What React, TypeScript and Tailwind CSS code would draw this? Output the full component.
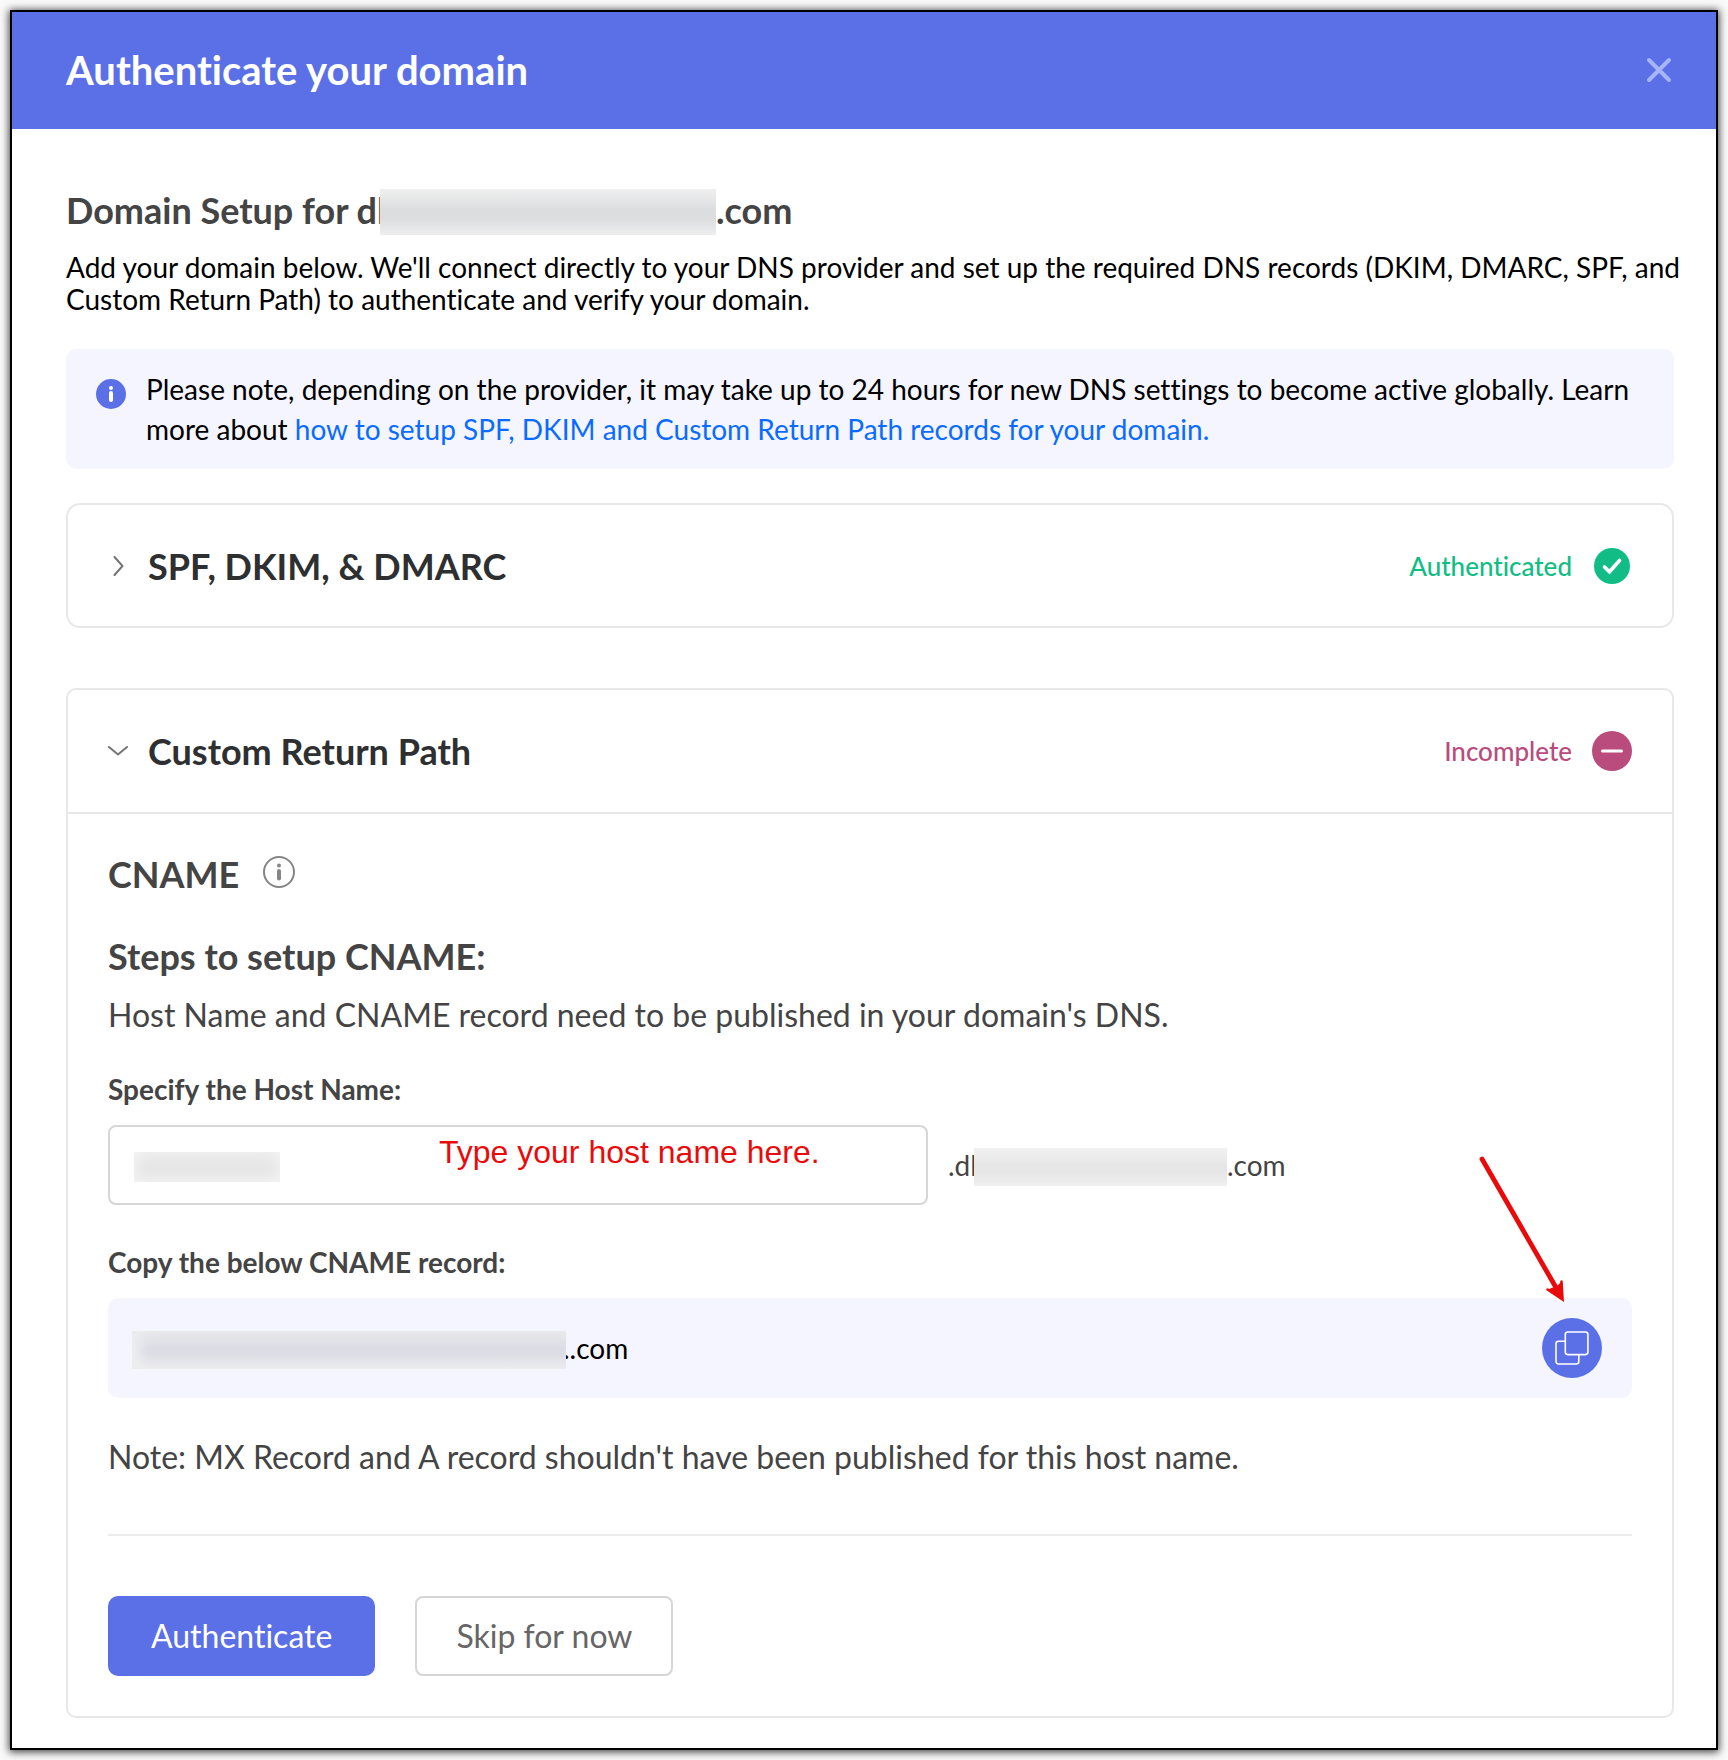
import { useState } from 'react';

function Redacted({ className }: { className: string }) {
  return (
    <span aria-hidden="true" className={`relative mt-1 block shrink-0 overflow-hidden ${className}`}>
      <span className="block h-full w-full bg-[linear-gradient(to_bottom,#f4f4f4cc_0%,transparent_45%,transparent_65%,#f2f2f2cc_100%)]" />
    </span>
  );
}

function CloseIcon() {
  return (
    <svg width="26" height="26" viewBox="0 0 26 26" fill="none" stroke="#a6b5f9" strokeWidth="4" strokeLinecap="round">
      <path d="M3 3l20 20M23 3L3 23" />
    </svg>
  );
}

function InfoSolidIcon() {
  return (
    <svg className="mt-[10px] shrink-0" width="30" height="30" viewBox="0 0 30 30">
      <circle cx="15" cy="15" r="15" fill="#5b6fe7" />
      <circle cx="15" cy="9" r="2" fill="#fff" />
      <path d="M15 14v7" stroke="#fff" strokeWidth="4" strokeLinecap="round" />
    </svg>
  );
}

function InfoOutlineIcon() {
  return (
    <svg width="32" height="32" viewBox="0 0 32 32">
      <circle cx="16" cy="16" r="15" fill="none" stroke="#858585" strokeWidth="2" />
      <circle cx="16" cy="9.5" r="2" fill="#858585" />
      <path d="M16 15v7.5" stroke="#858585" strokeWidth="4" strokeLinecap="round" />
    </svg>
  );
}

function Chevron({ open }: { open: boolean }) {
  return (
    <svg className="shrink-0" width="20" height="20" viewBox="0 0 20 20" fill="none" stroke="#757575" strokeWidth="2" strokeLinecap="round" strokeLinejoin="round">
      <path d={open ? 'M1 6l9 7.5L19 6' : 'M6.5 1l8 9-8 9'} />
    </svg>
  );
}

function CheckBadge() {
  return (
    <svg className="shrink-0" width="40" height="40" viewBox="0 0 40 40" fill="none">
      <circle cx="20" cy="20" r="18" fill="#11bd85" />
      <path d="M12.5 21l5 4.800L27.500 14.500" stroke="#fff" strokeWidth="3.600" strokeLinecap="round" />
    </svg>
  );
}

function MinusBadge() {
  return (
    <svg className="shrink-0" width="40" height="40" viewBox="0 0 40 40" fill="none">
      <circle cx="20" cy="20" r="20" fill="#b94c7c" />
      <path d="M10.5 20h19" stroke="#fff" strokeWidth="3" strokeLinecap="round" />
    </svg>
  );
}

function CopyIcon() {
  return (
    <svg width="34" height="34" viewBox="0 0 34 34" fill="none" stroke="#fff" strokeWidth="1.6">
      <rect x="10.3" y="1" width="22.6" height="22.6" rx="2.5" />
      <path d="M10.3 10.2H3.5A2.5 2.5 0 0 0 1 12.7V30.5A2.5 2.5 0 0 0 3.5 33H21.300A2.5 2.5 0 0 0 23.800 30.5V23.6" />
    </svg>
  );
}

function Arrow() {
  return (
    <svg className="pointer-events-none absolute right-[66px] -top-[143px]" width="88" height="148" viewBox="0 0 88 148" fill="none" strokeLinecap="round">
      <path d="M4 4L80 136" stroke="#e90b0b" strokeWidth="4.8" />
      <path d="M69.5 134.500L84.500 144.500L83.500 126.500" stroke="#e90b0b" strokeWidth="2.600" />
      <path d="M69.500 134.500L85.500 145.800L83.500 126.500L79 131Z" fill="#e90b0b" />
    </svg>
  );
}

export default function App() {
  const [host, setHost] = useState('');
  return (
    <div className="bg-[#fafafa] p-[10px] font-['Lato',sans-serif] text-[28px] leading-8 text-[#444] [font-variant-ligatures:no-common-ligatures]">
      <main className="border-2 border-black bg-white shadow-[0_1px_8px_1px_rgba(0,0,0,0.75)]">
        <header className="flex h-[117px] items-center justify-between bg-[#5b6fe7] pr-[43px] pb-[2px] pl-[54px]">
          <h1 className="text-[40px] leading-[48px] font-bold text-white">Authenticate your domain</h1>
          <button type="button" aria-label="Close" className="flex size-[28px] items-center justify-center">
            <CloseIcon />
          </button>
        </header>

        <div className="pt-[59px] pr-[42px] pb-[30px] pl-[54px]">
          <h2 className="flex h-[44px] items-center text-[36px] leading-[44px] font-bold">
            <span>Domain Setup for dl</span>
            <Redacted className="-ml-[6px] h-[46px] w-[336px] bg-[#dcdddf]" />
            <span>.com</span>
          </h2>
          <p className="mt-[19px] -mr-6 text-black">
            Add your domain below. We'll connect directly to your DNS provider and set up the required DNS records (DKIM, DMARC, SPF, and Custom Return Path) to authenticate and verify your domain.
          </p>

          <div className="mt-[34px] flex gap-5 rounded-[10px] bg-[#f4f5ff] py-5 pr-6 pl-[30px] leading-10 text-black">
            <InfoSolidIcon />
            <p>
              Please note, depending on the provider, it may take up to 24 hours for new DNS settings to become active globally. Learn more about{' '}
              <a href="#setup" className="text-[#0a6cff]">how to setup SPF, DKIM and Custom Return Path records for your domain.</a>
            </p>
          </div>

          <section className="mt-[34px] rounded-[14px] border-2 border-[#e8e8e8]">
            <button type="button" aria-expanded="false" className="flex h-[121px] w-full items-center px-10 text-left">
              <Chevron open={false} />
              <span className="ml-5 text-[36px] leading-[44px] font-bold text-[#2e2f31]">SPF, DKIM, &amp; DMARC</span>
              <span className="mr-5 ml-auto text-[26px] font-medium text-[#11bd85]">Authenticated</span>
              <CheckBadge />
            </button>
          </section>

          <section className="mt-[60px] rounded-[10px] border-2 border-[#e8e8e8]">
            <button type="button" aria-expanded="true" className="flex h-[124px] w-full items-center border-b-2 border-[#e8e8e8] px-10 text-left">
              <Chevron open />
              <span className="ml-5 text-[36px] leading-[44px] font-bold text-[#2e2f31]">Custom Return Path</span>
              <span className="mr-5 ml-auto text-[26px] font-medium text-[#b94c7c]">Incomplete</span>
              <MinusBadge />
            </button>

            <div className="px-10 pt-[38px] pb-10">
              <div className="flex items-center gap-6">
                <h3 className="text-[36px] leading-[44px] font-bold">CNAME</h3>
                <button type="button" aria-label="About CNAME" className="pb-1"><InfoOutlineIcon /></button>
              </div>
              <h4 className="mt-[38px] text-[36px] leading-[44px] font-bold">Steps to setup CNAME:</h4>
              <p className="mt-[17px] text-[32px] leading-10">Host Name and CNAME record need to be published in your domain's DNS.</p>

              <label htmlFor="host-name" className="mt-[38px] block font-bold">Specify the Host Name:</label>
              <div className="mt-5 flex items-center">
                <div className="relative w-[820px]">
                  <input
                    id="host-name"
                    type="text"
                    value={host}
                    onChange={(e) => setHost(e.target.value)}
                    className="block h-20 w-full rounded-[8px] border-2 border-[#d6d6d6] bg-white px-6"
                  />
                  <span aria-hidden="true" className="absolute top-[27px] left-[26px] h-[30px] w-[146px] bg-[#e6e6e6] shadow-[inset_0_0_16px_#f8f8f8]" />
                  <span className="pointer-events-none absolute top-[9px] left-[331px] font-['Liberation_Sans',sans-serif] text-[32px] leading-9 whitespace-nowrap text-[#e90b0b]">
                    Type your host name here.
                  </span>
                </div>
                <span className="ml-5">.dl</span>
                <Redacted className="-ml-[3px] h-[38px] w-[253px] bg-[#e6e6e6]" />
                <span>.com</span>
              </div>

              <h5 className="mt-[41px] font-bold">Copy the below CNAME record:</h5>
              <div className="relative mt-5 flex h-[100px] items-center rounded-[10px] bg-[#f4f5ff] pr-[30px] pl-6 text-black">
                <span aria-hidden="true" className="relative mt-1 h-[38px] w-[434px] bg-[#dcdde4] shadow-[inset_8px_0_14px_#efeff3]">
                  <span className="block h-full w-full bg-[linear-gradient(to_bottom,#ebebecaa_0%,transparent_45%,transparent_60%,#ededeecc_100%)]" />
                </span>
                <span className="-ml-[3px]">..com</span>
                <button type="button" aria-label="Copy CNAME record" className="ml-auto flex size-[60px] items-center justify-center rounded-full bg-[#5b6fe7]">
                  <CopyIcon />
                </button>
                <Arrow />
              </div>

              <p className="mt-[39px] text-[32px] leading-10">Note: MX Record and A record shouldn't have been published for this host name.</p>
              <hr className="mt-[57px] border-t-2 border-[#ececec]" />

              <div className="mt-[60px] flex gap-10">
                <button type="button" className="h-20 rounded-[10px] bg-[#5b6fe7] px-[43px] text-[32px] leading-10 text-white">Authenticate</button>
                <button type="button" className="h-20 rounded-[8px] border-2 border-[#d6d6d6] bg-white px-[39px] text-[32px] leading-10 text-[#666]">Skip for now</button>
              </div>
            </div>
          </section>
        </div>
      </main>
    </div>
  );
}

------------------------------------

Copy each line of the listing that includes "full".

_PROBLEM SOLUTION_
What React, TypeScript and Tailwind CSS code would draw this? Output the full component.
      <span className="block h-full w-full bg-[linear-gradient(to_bottom,#f4f4f4cc_0%,transparent_45%,transparent_65%,#f2f2f2cc_100%)]" />
            <button type="button" aria-expanded="false" className="flex h-[121px] w-full items-center px-10 text-left">
            <button type="button" aria-expanded="true" className="flex h-[124px] w-full items-center border-b-2 border-[#e8e8e8] px-10 text-left">
                    className="block h-20 w-full rounded-[8px] border-2 border-[#d6d6d6] bg-white px-6"
                  <span className="block h-full w-full bg-[linear-gradient(to_bottom,#ebebecaa_0%,transparent_45%,transparent_60%,#ededeecc_100%)]" />
                <button type="button" aria-label="Copy CNAME record" className="ml-auto flex size-[60px] items-center justify-center rounded-full bg-[#5b6fe7]">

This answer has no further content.